**DIRECTIVE:** Check each line for the word "this" and give how many have it. Say nothing else.

**EXTRACTED RECORDS:**
[Begin]

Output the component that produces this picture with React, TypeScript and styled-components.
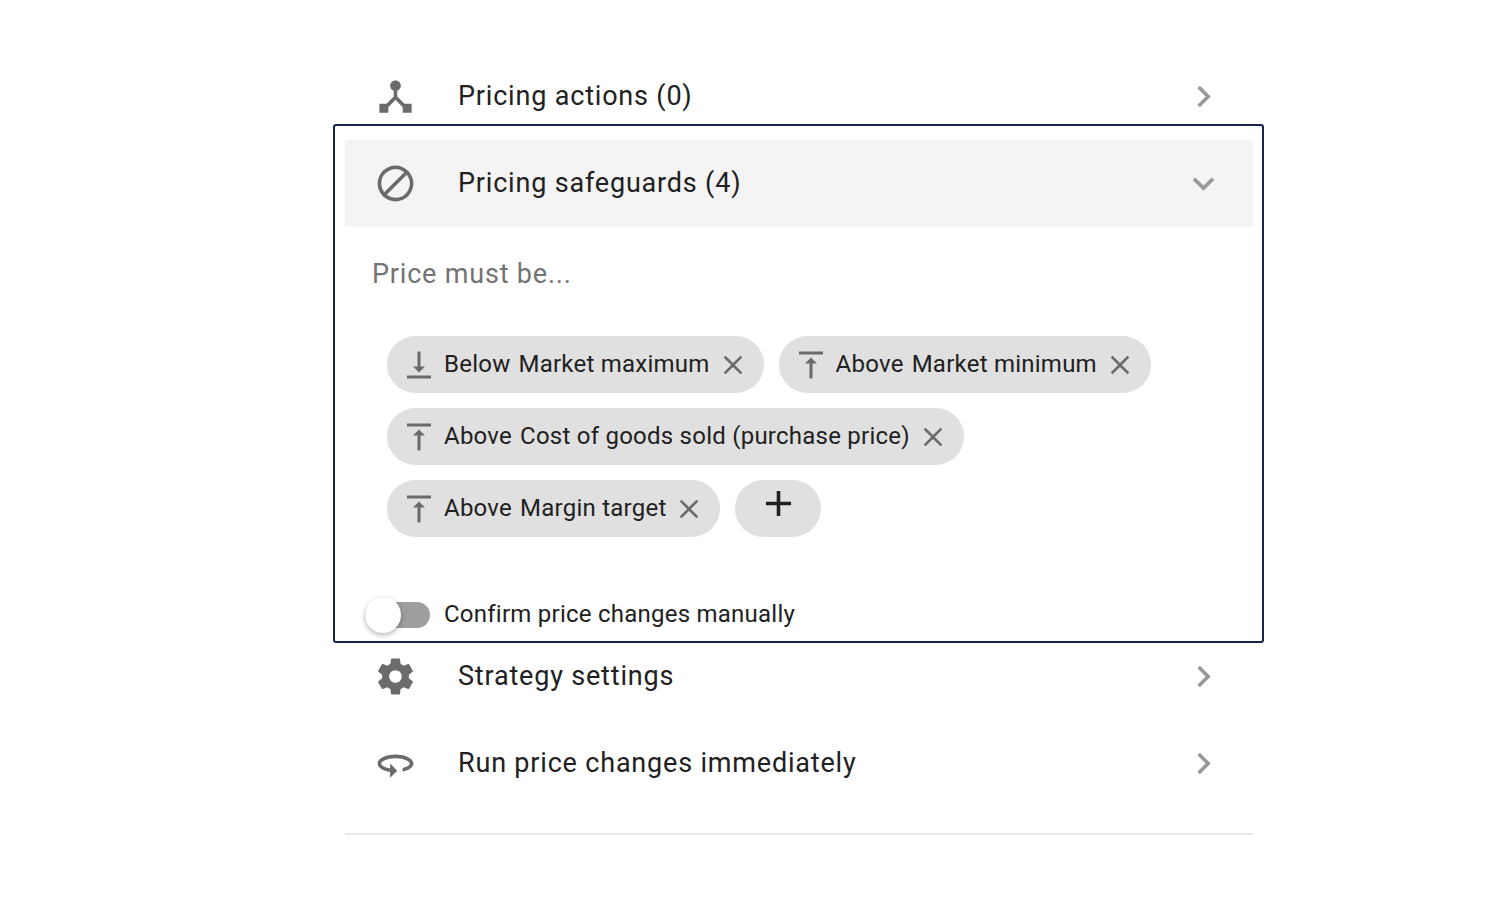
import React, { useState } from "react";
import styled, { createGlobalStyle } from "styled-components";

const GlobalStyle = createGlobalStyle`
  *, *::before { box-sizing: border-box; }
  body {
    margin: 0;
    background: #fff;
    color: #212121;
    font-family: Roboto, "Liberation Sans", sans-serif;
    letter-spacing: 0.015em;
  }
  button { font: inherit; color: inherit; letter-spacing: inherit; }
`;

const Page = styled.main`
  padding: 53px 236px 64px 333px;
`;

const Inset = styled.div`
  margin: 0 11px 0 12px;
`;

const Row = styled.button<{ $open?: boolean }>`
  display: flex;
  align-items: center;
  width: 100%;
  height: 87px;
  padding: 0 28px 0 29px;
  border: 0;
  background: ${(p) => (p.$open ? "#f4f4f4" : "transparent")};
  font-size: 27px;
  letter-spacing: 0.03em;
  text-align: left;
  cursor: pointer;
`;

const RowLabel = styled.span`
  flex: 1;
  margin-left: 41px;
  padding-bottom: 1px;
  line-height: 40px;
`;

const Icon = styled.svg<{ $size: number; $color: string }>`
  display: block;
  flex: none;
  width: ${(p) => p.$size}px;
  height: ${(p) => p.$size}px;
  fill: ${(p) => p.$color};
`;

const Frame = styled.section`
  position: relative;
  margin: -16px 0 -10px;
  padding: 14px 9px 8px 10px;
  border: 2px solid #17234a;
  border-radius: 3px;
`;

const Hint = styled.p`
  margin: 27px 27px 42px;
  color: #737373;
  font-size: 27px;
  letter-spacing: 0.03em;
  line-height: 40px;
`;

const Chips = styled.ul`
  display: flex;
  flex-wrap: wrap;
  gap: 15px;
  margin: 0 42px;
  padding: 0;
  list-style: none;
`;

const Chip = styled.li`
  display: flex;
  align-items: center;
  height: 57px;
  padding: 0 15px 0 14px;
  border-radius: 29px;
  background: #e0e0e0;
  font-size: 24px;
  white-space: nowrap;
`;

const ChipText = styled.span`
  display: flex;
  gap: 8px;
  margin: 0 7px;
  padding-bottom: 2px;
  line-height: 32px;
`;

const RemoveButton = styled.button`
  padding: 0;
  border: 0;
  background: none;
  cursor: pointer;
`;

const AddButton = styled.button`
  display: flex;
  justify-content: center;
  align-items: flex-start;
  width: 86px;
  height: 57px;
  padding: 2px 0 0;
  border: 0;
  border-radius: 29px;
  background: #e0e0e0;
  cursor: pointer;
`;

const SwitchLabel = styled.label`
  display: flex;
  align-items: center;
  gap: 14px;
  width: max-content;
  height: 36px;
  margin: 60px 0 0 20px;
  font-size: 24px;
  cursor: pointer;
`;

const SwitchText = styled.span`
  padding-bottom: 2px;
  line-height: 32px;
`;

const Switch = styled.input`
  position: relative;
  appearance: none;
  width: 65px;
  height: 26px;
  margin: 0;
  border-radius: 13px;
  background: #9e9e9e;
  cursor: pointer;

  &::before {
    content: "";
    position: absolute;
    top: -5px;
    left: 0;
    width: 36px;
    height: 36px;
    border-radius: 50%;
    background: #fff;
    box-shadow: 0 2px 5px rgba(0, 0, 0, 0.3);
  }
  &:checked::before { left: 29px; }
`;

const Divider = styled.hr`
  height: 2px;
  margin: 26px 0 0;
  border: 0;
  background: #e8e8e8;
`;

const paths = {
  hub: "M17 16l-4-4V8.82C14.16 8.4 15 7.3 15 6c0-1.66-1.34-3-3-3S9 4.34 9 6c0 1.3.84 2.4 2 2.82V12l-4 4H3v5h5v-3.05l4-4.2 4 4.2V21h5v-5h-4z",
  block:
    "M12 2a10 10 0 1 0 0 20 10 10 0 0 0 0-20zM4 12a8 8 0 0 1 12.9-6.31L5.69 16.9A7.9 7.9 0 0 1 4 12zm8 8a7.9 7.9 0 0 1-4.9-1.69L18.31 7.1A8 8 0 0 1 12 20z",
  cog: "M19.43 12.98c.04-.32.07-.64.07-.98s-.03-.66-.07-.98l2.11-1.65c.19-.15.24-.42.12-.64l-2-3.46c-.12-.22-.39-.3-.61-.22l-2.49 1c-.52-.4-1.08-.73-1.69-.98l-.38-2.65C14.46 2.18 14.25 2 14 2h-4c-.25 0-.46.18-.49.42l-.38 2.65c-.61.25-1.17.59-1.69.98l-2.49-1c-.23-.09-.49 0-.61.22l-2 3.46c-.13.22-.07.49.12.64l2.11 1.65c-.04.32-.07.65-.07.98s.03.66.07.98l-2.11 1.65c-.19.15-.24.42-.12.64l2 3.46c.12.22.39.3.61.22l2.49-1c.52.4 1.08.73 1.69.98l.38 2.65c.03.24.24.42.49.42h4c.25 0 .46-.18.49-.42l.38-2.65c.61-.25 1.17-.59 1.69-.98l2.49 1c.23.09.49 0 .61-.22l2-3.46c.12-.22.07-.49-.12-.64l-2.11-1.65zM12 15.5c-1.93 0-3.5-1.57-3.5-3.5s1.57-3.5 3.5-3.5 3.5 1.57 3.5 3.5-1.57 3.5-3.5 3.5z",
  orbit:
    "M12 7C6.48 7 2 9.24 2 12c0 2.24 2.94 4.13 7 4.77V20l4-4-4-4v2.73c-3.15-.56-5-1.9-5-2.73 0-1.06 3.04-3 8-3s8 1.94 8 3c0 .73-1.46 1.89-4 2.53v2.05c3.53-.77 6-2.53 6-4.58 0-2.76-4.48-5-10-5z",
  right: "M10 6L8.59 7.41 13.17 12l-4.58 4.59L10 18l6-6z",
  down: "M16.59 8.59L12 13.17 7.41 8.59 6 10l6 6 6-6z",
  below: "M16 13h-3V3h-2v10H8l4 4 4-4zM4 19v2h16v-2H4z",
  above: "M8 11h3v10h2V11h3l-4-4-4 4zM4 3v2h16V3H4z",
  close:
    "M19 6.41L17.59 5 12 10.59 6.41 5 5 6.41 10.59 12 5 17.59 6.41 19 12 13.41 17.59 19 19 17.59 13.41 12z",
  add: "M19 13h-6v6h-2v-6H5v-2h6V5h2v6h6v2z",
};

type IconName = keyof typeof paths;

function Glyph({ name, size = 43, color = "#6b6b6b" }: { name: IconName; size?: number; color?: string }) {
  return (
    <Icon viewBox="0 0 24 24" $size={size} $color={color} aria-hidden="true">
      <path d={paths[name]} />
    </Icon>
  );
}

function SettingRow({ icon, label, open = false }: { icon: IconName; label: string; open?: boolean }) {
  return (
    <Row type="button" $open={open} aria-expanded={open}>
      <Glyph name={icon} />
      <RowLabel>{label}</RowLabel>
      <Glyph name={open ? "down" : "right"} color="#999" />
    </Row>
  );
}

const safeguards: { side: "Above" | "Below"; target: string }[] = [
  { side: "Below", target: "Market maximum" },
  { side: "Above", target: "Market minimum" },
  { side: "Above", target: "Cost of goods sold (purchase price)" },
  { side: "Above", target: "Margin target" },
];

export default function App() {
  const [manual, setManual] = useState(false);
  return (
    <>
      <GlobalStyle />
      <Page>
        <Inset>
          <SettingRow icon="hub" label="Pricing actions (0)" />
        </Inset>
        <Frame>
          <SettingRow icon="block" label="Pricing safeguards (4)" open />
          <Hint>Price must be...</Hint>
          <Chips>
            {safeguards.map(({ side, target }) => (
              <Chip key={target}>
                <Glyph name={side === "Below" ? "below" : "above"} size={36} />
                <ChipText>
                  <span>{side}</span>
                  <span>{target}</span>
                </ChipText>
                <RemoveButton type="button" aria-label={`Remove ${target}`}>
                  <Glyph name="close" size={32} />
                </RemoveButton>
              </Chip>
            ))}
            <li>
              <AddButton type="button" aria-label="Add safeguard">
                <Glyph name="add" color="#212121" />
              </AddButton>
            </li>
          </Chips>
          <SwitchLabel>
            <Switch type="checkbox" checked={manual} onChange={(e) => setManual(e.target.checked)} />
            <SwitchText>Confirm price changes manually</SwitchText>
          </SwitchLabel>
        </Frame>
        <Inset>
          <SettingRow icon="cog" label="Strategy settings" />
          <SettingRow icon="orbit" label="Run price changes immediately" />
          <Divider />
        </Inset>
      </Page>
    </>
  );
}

[End]
[Begin]

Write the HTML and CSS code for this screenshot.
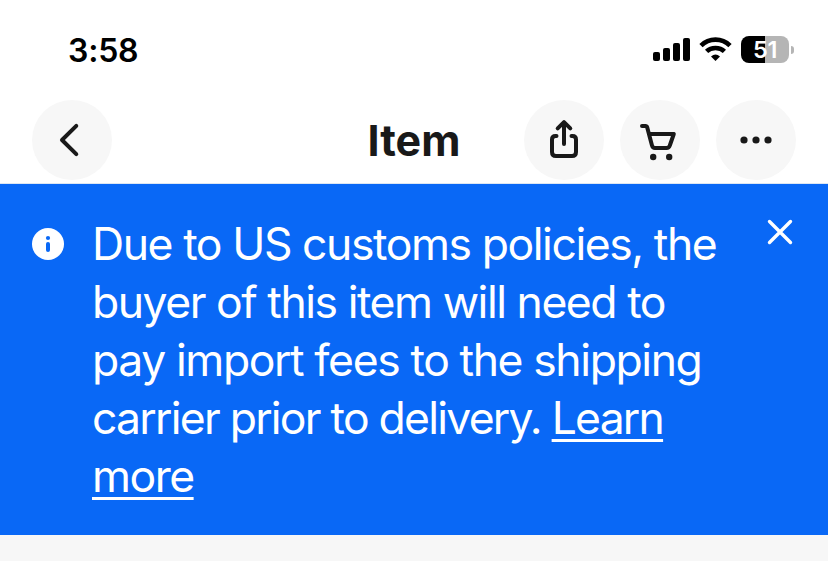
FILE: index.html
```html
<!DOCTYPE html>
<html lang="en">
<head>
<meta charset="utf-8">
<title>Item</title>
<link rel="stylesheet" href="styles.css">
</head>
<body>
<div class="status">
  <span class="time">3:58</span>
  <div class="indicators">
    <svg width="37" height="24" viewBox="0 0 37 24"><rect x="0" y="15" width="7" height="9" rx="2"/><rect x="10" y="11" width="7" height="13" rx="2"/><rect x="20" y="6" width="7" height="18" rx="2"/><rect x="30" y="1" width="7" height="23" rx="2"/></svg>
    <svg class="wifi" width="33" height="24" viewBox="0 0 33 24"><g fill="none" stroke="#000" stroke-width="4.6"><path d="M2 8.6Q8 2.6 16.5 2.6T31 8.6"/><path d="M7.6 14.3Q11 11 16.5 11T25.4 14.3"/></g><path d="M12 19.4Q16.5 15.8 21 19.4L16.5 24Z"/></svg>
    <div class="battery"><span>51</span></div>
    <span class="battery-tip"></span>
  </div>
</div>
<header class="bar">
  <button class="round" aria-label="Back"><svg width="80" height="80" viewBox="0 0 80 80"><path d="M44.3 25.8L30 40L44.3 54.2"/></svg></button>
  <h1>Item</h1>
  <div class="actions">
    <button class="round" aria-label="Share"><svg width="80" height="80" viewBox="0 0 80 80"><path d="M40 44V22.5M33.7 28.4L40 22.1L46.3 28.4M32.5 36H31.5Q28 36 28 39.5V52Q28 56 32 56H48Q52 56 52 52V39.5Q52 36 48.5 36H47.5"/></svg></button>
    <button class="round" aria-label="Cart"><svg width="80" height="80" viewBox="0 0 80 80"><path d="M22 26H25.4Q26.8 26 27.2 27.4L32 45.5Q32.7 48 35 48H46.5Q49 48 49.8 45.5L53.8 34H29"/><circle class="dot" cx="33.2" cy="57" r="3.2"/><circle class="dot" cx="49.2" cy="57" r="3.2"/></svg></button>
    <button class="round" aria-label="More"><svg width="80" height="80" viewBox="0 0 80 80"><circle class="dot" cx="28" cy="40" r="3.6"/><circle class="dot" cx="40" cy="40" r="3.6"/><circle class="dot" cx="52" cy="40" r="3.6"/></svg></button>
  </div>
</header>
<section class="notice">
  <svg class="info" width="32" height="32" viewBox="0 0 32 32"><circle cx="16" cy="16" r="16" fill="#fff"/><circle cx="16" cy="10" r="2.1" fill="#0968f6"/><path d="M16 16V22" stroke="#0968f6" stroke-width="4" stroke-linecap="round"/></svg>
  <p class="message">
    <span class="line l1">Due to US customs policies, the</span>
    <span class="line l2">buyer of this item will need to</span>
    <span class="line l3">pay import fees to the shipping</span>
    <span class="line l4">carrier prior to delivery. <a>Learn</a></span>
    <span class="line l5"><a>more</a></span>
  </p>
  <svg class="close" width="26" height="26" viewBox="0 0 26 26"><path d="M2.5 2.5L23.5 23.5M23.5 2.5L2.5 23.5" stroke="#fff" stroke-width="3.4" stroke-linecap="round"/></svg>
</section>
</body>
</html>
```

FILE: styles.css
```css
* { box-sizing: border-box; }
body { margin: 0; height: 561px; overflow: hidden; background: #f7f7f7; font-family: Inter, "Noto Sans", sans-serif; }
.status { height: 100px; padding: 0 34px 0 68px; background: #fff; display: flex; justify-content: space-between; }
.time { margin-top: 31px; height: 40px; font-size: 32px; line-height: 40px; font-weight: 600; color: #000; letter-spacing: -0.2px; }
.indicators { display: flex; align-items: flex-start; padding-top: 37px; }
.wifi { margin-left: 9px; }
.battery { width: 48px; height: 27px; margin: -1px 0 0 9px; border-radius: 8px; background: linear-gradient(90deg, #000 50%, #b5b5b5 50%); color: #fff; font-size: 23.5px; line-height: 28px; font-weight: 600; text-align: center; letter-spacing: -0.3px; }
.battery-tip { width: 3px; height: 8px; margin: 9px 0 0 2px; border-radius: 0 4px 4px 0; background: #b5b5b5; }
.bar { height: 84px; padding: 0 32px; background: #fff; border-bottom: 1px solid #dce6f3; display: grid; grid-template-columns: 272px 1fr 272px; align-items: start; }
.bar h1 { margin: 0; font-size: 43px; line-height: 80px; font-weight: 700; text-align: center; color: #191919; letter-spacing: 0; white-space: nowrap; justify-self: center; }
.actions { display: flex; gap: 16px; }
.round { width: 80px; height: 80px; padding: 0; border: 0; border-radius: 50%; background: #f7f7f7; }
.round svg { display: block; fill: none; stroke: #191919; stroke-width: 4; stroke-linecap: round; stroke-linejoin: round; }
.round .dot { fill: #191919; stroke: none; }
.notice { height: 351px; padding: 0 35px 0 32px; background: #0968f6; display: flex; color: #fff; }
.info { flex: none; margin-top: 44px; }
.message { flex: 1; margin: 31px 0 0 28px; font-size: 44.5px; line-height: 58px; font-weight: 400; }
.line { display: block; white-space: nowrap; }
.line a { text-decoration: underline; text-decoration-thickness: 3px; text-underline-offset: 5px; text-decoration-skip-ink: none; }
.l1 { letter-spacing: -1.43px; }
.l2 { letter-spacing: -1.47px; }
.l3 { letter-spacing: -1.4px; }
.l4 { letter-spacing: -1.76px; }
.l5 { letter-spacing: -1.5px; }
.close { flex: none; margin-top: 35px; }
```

[End]

**CORRECT RESPONSE:** 3